Witless Pheasants
Pheasants, beside partridges, are stupid mothers: nor have young pheasants anything like the common sense of young partridges. The mother partridge is the most careful mother, and by example soon teaches her young ones to use their wings. One hears the old partridges calling all through the day to their young; but the little pheasants must fight their own battles with less encouragement, and look after themselves. One may see a hen pheasant leading her brood towards a dike, over which it is obvious they are not strong enough to pass. But without a look to see if they follow her or not, she flits across; then, finding that a few are with her, having managed the passage, she hurries on, as if she had not a thought for those left behind. They do their best to follow, only to fall into the water, in which they are drowned, or, if the dike is dry, to become exhausted in their vain efforts to scale the steep sides.
Nature's Laws
Yet it is hardly fair to compare pheasants to partridges. The difference in their habits of life makes it necessary that partridges should learn to use their wings more quickly than pheasants. They will fly when no larger than starlings, but pheasants grow as big as full-grown partridges before making much use of their wings. Partridges mature the more quickly: hatched in mid-June they are nearly full grown by September, while pheasants, born in May, are still in their baby stage in October. Then the habit of the partridges to roost in coveys on the ground fosters the instinct to spring into the air and fly on the first sign of danger, all in a covey acting as one bird for mutual protection. There is some little excuse for the young pheasants that butt into wire with such foolish persistency—they are so near to the wire that their legs have no chance to launch them fairly into the air.
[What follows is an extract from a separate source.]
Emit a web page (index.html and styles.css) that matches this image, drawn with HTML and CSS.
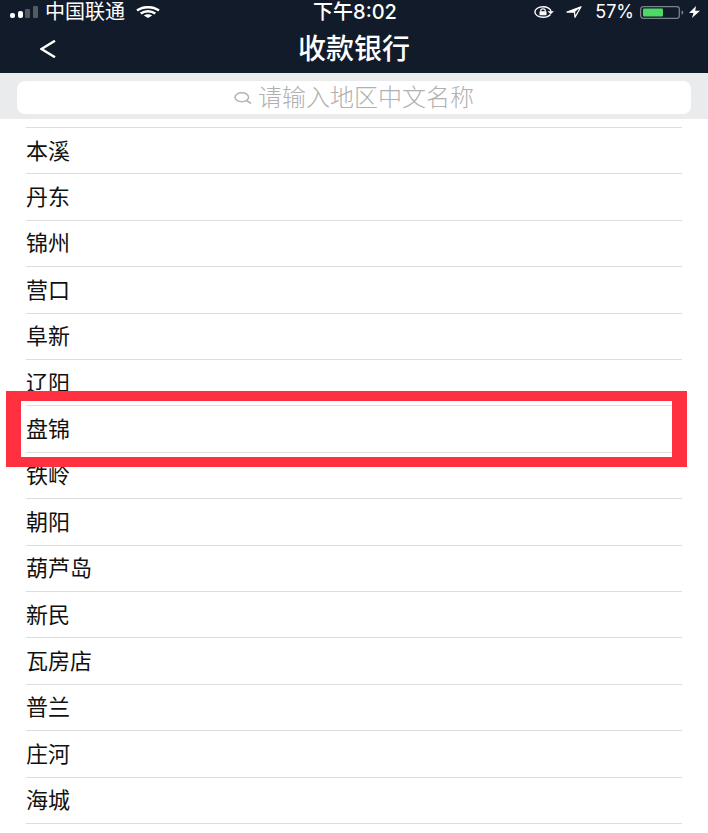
FILE: index.html
```html
<!DOCTYPE html>
<html lang="zh-CN">
<head>
<meta charset="utf-8">
<meta name="viewport" content="width=device-width, initial-scale=1">
<title>收款银行</title>
<link rel="stylesheet" href="styles.css">
</head>
<body>
<header class="header">
  <div class="status">
    <div class="status-left">
      <svg class="signal" width="28" height="12" viewBox="0 0 28 12" aria-hidden="true">
        <rect x="0" y="7" width="5" height="5" rx="2" fill="#fff"/>
        <rect x="8" y="5" width="5" height="7" rx="2" fill="#fff"/>
        <rect x="15" y="3" width="5" height="9" rx="1" fill="#535a66"/>
        <rect x="23" y="0" width="5" height="12" rx="1" fill="#535a66"/>
      </svg>
      <span>中国联通</span>
      <svg class="wifi" width="24" height="12" viewBox="0 0 24 12" aria-hidden="true">
        <g fill="none" stroke="#fff" stroke-width="2.500">
          <path d="M1 4.600C7 .1 17 .1 23 4.600"/>
          <path d="M4.700 7.600c4.200-3.100 10.400-3.100 14.600 0"/>
        </g>
        <path d="M7.800 9.600c2.400-1.800 6-1.800 8.400 0L12 12z" fill="#fff"/>
      </svg>
    </div>
    <time class="time">下午8:02</time>
    <div class="status-right">
      <svg width="20" height="12" viewBox="0 0 20 12" aria-hidden="true">
        <path d="M16.500 8.500C15 10.300 12.200 11.300 9 11.300c-4.500 0-8.100-2.400-8.100-5.300S4.500.7 9 .7c4.300 0 7.700 2.100 8.100 4.800" fill="none" stroke="#fff" stroke-width="1.400"/>
        <path d="M13.500 5.300H20l-3.300 3z" fill="#fff"/>
        <rect x="5.500" y="5.200" width="7" height="4" rx=".5" fill="#fff"/>
        <path d="M6.800 5.500V4.300c0-2 4.400-2 4.400 0v1.200" fill="none" stroke="#fff" stroke-width="1.200"/>
      </svg>
      <svg class="locate" width="16" height="12" viewBox="0 0 16 12" aria-hidden="true">
        <path d="M1 6 15 .8 9 11.200 8.500 6z" fill="none" stroke="#fff" stroke-width="1.300" stroke-linejoin="round"/>
        <path d="M1 6 15 .8 8.500 6.300z" fill="#fff"/>
      </svg>
      <span class="percent">57%</span>
      <svg class="battery" width="44" height="13" viewBox="0 0 44 13" aria-hidden="true">
        <rect x=".7" y=".7" width="38.600" height="11.600" rx="2.500" fill="none" stroke="#7b818b" stroke-width="1.300"/>
        <rect x="3" y="2.500" width="20" height="8" rx="1" fill="#4cd964"/>
        <path d="M41.500 4.500c2.400.5 2.400 3.500 0 4z" fill="#7b818b"/>
      </svg>
      <svg class="bolt" width="11" height="12" viewBox="0 0 11 12" aria-hidden="true">
        <path d="M7 0 0 7h4.500L3 12l8-7.200H6.200z" fill="#fff"/>
      </svg>
    </div>
  </div>
  <div class="nav">
    <button class="back" type="button" aria-label="返回">
      <svg width="16" height="18" viewBox="0 0 16 18" aria-hidden="true">
        <path d="M15 .8 1.500 9 15 17.200" fill="none" stroke="#fff" stroke-width="2.500"/>
      </svg>
    </button>
    <h1 class="title">收款银行</h1>
  </div>
</header>
<div class="search">
  <label class="search-box">
    <svg width="18" height="12" viewBox="0 0 18 12" aria-hidden="true">
      <ellipse cx="7.800" cy="5.300" rx="6.800" ry="4.500" fill="none" stroke="#b4b4b4" stroke-width="1.500"/>
      <path d="m12.500 8.500 4.500 3" fill="none" stroke="#b4b4b4" stroke-width="1.600"/>
    </svg>
    <input class="search-input" type="text" placeholder="请输入地区中文名称" aria-label="请输入地区中文名称">
  </label>
</div>
<main class="main">
  <ul class="list">
    <li class="row">本溪</li>
    <li class="row">丹东</li>
    <li class="row">锦州</li>
    <li class="row">营口</li>
    <li class="row">阜新</li>
    <li class="row">辽阳</li>
    <li class="row marked">盘锦</li>
    <li class="row">铁岭</li>
    <li class="row">朝阳</li>
    <li class="row">葫芦岛</li>
    <li class="row">新民</li>
    <li class="row">瓦房店</li>
    <li class="row">普兰</li>
    <li class="row">庄河</li>
    <li class="row">海城</li>
  </ul>
</main>
</body>
</html>
```
FILE: styles.css
```css
* {
  box-sizing: border-box;
}

body {
  margin: 0;
  min-height: 100vh;
  display: flex;
  flex-direction: column;
  background: #fff;
  color: #111;
  font-family: Inter, "Noto Sans CJK SC", sans-serif;
  font-size: 22px;
}

svg {
  display: block;
  flex: none;
}

.header {
  background: #121b29;
  color: #fff;
}

.status {
  display: grid;
  grid-template-columns: 1fr auto 1fr;
  align-items: center;
  height: 24px;
  padding: 0 8px 0 10px;
  font-size: 20px;
  line-height: 24px;
}

.status-left,
.status-right {
  display: flex;
  align-items: center;
}

.status-left {
  gap: 7px;
}

.wifi {
  margin-left: 4px;
}

.status-right {
  justify-content: flex-end;
  font-size: 18px;
}

.locate {
  margin: 0 13px 0 12px;
}

.battery {
  margin: 0 5px 0 6px;
}

.time {
  font-weight: 500;
}

.nav {
  display: grid;
  grid-template-columns: 1fr auto 1fr;
  align-items: center;
  height: 49px;
}

.back {
  justify-self: start;
  margin-left: 32px;
  padding: 8px;
  border: 0;
  background: none;
}

.title {
  margin: 0;
  font-size: 28px;
  line-height: 32px;
  font-weight: 500;
}

.search {
  padding: 8px 17px 5px;
  background: #e9ebed;
}

.search-box {
  display: flex;
  align-items: center;
  justify-content: center;
  gap: 6px;
  height: 33px;
  border-radius: 8px;
  background: #fff;
}

.search-input {
  width: 9em;
  padding: 0;
  border: 0;
  outline: 0;
  background: none;
  color: #111;
  font: inherit;
  font-size: 24px;
  line-height: 32px;
}

.search-input::placeholder {
  color: #b0b0b0;
  font-weight: 300;
  opacity: 1;
}

.main {
  flex: 1;
  display: flex;
  padding: 8px 26px 9px;
}

.list {
  flex: 1;
  display: grid;
  grid-auto-rows: 1fr;
  margin: 0;
  padding: 0;
  border-top: 1px solid #dedede;
  list-style: none;
}

.row {
  display: flex;
  align-items: center;
  border-bottom: 1px solid #dedede;
  line-height: 32px;
}

.marked {
  position: relative;
}

.marked::after {
  content: "";
  position: absolute;
  inset: -15px -5px -15px -20px;
  border: solid #ff3040;
  border-width: 10px 15px;
  pointer-events: none;
}
```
While the desire of a pheasant, on meeting wire outside a wood, is to pass through into the covert, the idea of the partridge is to turn about, and fly back to the fields whence it came. The effect of a line of wire-netting on wild creatures seems to be that they imagine they are enclosed on all sides. A half-grown leveret cantered before us for quite two miles alongside netting to the left of him; only after covering this distance did it seem to dawn upon him that by turning to the right he might go his way to freedom.
The Partridge June
What are the ideal conditions for partridges? First, an old-fashioned April—growing weather. Then an old-fashioned May, with blue skies and genial sunshine, to be followed by a June without a drop of rain that would hurt a fly by day, with occasional warm sprayings of rain by night, to help on the insect-supply for the chicks, and to keep the soil just as partridges like it when scratching for insects, but not wet enough to clog their feet. The ideal June—the partridge June—has warm nights and fine sunny days, without too much scorching sunshine. The fine weather must go on during the first part of July in the interests of the later-hatched chicks; and if August can behave as it should, so much the better—but the most important thing is a partridge June. Nothing can make amends to the partridges for a wet, cold June; for nothing can bring their dead chicks to life.